The Myths of Psychological Safety
- 4 days ago
- 2 min read
To some, psychological safety means keeping the peace. To others, it means anything goes. Both are wrong.

To some, psychological safety means keeping the peace. To others, it means anything goes. Both are wrong.
Those two myths slow teams down and get in the way of building real psychological safety.
Myth number one is that psychological safety is about creating a “nice environment” where colleagues to say anything to upset others. Not quite. The evidence suggests teams where people feel safe to speak up, admit mistakes and challenge ideas consistently out-communicate, out-learn and out-perform teams that don't. It remains one of the best-evidenced drivers of team performance we have.

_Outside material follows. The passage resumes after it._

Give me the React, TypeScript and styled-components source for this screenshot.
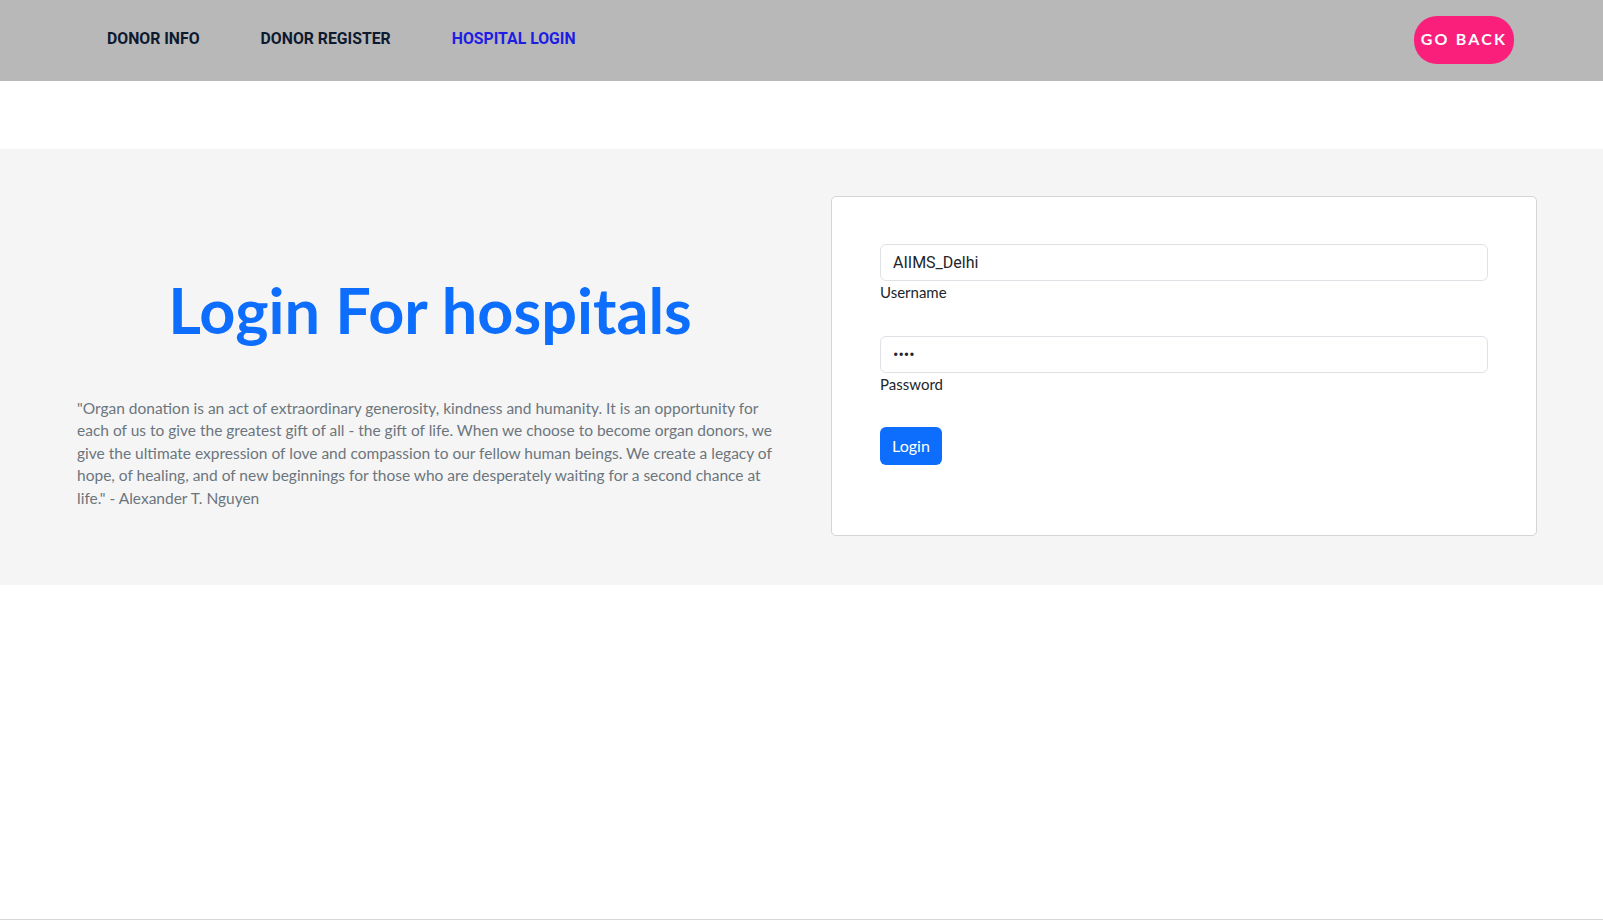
import styled, { createGlobalStyle } from "styled-components";

const GlobalStyle = createGlobalStyle`
  * {
    box-sizing: border-box;
  }
  body {
    margin: 0;
    font-family: Lato, "Noto Sans", sans-serif;
    color: #212529;
    background: #ffffff;
  }
`;

const Page = styled.div`
  display: flex;
  flex-direction: column;
  min-height: 100vh;
`;

const Header = styled.header`
  display: flex;
  align-items: center;
  justify-content: space-between;
  height: 81px;
  padding: 0 89px 0 107px;
  background: #b8b8b8;
`;

const Nav = styled.nav`
  display: flex;
  gap: 61px;
  margin-top: -5px;
`;

const NavLink = styled.a<{ $active?: boolean }>`
  font-family: Roboto, "Liberation Sans", sans-serif;
  font-size: 15.8px;
  font-weight: 700;
  color: ${(p) => (p.$active ? "#1d1de3" : "#0d1a30")};
  text-decoration: none;
  cursor: pointer;
`;

const BackButton = styled.button`
  all: unset;
  display: flex;
  align-items: center;
  justify-content: center;
  width: 100px;
  height: 45px;
  padding-bottom: 3px;
  margin-top: -2px;
  border-radius: 23px;
  background: #f91f7b;
  color: #ffffff;
  font-family: Lato, sans-serif;
  font-size: 16px;
  font-weight: 700;
  letter-spacing: 2.2px;
  cursor: pointer;
`;

const Section = styled.section`
  display: grid;
  grid-template-columns: 1fr 1fr;
  gap: 48px;
  margin-top: 68px;
  padding: 47px 66px 49px 77px;
  background: #f5f5f5;
`;

const Intro = styled.div`
  display: flex;
  flex-direction: column;
  padding-top: 76px;
`;

const Heading = styled.h1`
  margin: 0 0 49px;
  text-align: center;
  font-family: Lato, sans-serif;
  font-size: 63px;
  font-weight: 700;
  line-height: 1.2;
  color: #0d6efd;
`;

const Quote = styled.p`
  margin: 0;
  font-size: 15.5px;
  line-height: 22.5px;
  color: #6c757d;
`;

const Card = styled.form`
  display: flex;
  flex-direction: column;
  padding: 47px 48px 70px;
  background: #ffffff;
  border: 1px solid #d3d4d6;
  border-radius: 5px;
`;

const Field = styled.div`
  display: flex;
  flex-direction: column;
  margin-bottom: 32px;
`;

const Input = styled.input`
  height: 37px;
  padding: 0 12px;
  font-family: Roboto, "Liberation Sans", sans-serif;
  font-size: 16px;
  color: #212529;
  background: #ffffff;
  border: 1px solid #dee2e6;
  border-radius: 6px;
  outline: none;
`;

const Label = styled.label`
  font-size: 15px;
  line-height: 1.5;
  color: #212529;
`;

const LoginButton = styled.button`
  all: unset;
  align-self: flex-start;
  width: 62px;
  height: 38px;
  text-align: center;
  line-height: 38px;
  border-radius: 6px;
  background: #0d6efd;
  color: #ffffff;
  font-family: Lato, sans-serif;
  font-size: 16px;
  cursor: pointer;
`;

const Footer = styled.footer`
  margin-top: auto;
  height: 2px;
  border-top: 1px solid #d6d6d6;
`;

export default function App() {
  return (
    <Page>
      <GlobalStyle />
      <Header>
        <Nav>
          <NavLink>DONOR INFO</NavLink>
          <NavLink>DONOR REGISTER</NavLink>
          <NavLink $active>HOSPITAL LOGIN</NavLink>
        </Nav>
        <BackButton>GO BACK</BackButton>
      </Header>
      <Section>
        <Intro>
          <Heading>Login For hospitals</Heading>
          <Quote>
            "Organ donation is an act of extraordinary generosity, kindness and
            humanity. It is an opportunity for each of us to give the greatest
            gift of all - the gift of life. When we choose to become organ
            donors, we give the ultimate expression of love and compassion to
            our fellow human beings. We create a legacy of hope, of healing, and
            of new beginnings for those who are desperately waiting for a second
            chance at life." - Alexander T. Nguyen
          </Quote>
        </Intro>
        <Card onSubmit={(e) => e.preventDefault()}>
          <Field>
            <Input id="username" defaultValue="AIIMS_Delhi" />
            <Label htmlFor="username">Username</Label>
          </Field>
          <Field>
            <Input id="password" type="password" defaultValue="1234" />
            <Label htmlFor="password">Password</Label>
          </Field>
          <LoginButton>Login</LoginButton>
        </Card>
      </Section>
      <Footer />
    </Page>
  );
}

The second myth or misrepresentation is that psychological safety means anything goes. It doesn't. Psychological safety is not a licence to say things that strip away someone else's safety or sense of belonging. Get that balance wrong and you don't have an open, psychologically safe team. You have a loud and dysfunctional one.
Real psychological safety is built deliberately. Values, behaviours and norms are communicated openly and clearly. Leaders model the agreed behaviours. Blame culture is dropped, and a learning approach is adopted where people are comfortable to share their learnings from work that doesn’t go as planned. And people are recognised and rewarded publicly for learning and sharing just as much as they are for success and achievements.
For leaders, the best way to create real psychological safety is kind honesty and transparency. Tell people what’s really going on even if it’s uncomfortable. This is more important during disruptions like restructures, AI rollouts, strategy shifts etc. It can be tempting to want to protect your teams but withholding information that affects them only does one thing – it builds mistrust.
The best way to assess your level of psychological safety is by asking or observing how much the team member with the least power is given a platform to share their ideas and to evaluate the ideas of those with power. How about having a junior member of the team write the forward to your next strategy instead of the CEO?